▶ _Dataset content_:

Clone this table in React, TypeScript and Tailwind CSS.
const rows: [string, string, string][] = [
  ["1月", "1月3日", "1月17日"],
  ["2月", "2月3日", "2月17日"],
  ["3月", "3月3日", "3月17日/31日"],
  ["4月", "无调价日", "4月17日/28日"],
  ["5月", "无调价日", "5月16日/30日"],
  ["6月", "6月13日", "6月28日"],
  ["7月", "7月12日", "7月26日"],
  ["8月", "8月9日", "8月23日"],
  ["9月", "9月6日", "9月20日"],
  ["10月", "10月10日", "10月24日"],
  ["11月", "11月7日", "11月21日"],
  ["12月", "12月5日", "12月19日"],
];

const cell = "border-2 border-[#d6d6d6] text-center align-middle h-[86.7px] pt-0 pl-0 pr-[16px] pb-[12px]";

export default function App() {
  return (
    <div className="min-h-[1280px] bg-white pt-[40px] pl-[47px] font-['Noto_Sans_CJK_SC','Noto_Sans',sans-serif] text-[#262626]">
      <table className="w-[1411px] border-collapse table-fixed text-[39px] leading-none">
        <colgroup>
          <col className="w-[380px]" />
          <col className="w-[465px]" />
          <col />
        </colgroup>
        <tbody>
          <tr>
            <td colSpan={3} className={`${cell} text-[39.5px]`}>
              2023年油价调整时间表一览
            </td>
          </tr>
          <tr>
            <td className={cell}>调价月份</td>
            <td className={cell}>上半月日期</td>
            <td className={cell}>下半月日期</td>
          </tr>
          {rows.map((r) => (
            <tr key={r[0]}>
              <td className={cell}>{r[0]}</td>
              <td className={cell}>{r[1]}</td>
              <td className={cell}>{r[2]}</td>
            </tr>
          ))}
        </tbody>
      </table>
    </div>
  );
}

▶ _The task_:
Pick out the lines containing the string "table" and show them.

▶ _Answer to this task_:
Clone this table in React, TypeScript and Tailwind CSS.
      <table className="w-[1411px] border-collapse table-fixed text-[39px] leading-none">
      </table>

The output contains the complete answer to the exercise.